The problem:
Copy each line of the material below that includes the string "source".

-- START Supplied material --

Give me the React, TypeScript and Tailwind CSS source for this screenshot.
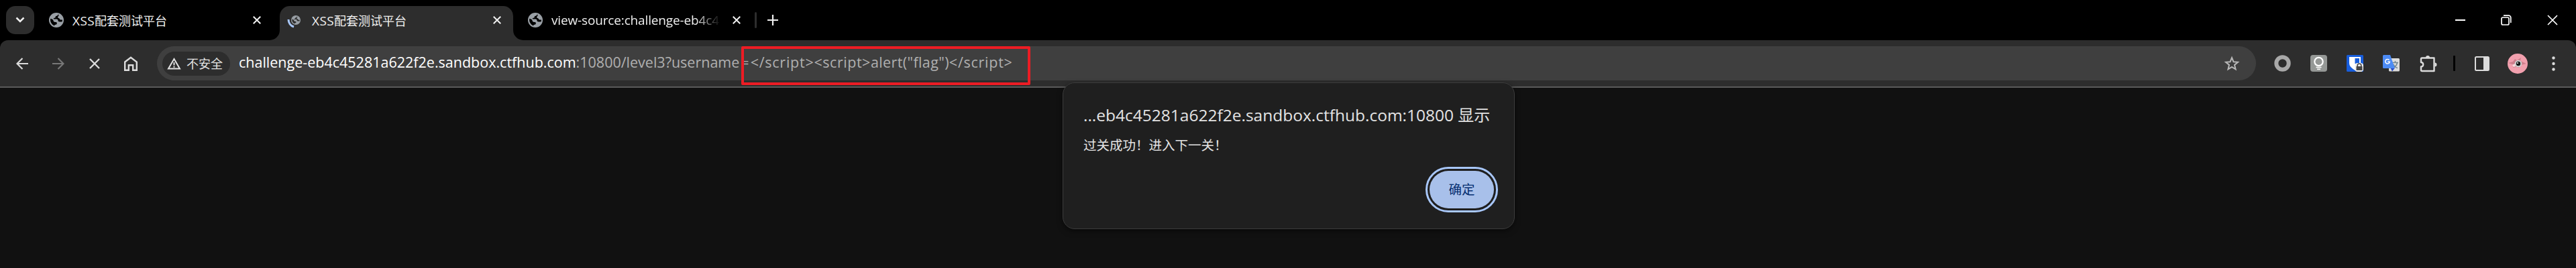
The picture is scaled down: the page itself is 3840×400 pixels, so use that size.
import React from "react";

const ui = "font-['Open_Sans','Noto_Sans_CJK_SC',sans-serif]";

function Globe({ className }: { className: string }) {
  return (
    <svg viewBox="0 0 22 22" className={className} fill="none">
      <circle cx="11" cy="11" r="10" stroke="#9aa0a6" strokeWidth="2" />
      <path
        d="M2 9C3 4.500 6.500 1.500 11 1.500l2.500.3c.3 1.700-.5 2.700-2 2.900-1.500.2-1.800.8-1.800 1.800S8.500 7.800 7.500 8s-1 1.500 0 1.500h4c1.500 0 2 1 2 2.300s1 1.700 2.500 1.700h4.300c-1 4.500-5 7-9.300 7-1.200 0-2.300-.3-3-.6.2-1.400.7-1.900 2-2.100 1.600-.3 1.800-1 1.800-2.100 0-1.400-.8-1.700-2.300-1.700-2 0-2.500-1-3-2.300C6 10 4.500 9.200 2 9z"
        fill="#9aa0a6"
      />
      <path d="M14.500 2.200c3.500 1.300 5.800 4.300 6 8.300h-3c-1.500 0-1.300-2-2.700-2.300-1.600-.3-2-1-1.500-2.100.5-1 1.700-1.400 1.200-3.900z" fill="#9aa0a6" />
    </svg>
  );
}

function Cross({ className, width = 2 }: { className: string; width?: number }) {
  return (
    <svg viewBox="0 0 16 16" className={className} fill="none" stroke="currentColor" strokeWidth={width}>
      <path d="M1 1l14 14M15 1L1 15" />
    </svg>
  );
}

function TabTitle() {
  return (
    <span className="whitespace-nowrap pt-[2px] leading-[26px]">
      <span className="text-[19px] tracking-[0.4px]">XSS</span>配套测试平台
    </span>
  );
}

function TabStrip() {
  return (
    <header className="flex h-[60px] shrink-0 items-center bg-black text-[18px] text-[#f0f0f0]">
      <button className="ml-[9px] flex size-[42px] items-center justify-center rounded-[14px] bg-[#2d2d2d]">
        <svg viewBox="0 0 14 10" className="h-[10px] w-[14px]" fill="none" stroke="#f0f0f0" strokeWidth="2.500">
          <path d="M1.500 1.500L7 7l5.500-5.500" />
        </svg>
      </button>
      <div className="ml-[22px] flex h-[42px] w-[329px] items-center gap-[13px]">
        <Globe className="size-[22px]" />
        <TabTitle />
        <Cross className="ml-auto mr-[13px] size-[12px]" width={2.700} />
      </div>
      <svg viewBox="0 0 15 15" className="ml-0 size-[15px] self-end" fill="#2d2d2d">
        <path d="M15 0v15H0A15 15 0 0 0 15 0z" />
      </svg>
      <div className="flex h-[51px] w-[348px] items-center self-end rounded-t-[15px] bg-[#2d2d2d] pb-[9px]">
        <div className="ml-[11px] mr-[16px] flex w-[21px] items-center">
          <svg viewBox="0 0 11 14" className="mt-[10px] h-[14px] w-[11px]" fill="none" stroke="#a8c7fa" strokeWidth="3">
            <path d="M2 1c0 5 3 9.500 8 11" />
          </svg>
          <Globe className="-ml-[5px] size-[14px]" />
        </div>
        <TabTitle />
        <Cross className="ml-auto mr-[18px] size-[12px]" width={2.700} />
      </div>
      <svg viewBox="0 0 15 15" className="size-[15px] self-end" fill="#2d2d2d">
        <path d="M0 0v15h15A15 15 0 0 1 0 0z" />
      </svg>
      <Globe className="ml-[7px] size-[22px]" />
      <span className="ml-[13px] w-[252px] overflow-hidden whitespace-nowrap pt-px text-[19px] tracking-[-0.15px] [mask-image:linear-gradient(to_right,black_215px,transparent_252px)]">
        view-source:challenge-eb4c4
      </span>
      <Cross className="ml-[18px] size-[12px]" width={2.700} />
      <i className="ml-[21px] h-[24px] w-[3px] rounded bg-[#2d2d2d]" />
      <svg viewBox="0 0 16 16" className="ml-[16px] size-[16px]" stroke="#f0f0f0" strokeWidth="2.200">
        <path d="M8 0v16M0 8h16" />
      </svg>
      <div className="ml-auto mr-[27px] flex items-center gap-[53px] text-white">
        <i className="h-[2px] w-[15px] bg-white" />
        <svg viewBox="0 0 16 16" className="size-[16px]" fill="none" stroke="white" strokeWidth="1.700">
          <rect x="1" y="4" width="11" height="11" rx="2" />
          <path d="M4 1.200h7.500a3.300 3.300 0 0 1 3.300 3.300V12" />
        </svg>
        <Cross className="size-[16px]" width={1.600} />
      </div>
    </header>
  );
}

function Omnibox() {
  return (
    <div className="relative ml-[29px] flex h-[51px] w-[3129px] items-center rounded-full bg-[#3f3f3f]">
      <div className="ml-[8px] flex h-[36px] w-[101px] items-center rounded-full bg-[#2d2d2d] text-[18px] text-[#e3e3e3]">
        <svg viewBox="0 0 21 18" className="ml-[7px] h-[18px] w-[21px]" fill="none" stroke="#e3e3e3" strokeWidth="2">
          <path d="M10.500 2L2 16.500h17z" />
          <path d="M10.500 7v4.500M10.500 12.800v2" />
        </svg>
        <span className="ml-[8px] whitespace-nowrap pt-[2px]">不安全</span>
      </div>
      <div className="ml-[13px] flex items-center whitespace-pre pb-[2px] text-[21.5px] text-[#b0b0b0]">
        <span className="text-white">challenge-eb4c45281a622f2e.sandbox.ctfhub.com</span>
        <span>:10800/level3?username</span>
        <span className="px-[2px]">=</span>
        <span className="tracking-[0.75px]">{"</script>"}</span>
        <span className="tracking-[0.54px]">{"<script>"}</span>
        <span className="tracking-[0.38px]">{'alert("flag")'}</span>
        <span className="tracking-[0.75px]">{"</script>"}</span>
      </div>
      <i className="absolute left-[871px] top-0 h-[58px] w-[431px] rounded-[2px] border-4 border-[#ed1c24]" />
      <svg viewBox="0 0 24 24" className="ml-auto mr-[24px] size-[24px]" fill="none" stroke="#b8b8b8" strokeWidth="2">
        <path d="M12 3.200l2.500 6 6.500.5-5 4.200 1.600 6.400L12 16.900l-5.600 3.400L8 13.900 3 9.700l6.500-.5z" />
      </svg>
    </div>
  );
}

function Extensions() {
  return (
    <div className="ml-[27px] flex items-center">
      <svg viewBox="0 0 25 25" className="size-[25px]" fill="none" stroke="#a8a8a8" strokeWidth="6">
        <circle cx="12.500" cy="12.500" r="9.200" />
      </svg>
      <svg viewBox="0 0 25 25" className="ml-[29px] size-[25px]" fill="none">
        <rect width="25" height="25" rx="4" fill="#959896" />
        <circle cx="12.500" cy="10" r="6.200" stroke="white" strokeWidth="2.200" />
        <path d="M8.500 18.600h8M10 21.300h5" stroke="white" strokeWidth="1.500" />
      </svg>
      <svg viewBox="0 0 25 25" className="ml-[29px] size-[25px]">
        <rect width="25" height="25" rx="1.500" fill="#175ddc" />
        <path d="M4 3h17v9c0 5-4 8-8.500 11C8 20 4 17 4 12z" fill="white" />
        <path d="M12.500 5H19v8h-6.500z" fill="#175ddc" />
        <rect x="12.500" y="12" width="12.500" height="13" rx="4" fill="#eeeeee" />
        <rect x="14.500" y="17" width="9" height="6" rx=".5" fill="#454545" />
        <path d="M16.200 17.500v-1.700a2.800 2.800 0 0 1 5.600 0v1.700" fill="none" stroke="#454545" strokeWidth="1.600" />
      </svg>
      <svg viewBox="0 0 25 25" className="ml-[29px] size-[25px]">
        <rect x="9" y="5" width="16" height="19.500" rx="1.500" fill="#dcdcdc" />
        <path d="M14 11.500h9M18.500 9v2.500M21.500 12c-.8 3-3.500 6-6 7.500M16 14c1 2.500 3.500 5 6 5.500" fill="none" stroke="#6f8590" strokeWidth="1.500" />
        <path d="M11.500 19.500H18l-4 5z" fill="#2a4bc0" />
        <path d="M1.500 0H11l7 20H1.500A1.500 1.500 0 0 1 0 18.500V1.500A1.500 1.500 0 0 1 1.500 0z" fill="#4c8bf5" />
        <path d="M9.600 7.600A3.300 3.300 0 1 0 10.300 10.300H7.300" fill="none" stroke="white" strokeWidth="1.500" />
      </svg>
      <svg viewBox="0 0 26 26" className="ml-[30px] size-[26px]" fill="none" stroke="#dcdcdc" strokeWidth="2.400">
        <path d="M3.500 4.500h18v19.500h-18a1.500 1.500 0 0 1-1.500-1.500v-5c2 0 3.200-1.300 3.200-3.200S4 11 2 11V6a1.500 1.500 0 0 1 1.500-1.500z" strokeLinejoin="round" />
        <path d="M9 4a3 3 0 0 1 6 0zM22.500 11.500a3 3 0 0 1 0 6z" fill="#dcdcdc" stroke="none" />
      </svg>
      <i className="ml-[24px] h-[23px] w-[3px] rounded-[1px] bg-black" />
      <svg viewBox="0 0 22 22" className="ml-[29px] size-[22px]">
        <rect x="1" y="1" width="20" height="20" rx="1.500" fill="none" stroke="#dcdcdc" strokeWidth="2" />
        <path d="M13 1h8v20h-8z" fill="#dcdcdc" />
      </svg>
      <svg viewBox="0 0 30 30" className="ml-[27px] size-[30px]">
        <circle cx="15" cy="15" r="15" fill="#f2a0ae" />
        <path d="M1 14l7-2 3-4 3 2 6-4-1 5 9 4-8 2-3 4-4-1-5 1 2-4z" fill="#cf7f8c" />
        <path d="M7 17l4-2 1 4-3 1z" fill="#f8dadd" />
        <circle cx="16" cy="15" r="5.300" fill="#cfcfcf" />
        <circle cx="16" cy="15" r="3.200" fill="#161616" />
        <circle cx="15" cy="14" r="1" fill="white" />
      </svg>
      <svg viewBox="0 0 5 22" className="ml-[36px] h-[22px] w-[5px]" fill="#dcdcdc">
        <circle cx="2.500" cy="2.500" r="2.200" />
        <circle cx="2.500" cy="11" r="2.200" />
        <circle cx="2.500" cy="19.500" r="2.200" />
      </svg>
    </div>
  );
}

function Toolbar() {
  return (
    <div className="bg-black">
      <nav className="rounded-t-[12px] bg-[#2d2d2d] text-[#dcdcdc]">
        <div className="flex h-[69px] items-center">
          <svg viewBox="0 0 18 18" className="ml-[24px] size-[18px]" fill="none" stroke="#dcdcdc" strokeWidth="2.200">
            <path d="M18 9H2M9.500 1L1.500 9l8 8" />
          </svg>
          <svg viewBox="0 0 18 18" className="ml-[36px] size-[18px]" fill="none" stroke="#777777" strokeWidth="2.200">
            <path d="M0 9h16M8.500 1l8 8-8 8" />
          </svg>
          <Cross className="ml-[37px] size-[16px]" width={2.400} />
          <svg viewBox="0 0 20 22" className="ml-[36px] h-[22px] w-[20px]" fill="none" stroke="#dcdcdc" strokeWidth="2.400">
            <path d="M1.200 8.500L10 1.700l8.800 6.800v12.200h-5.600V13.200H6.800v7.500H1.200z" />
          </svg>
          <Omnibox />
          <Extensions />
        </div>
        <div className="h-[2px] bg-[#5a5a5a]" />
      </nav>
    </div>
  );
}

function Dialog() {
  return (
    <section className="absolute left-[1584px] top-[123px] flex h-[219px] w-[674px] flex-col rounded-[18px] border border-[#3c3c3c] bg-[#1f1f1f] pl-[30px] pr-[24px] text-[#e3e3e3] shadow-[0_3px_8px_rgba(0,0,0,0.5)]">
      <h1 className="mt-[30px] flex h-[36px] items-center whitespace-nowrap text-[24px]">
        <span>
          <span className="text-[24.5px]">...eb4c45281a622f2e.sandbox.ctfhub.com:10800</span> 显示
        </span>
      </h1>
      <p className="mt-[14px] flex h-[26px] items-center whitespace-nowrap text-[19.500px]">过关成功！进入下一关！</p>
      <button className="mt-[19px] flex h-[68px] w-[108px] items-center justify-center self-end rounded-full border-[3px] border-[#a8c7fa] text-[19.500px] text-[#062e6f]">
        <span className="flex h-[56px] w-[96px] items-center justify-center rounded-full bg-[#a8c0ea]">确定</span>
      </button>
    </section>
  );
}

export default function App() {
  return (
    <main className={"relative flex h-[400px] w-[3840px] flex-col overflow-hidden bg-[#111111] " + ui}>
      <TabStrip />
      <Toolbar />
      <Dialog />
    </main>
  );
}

-- END Supplied material --

Response to this exercise:
Give me the React, TypeScript and Tailwind CSS source for this screenshot.
        view-source:challenge-eb4c4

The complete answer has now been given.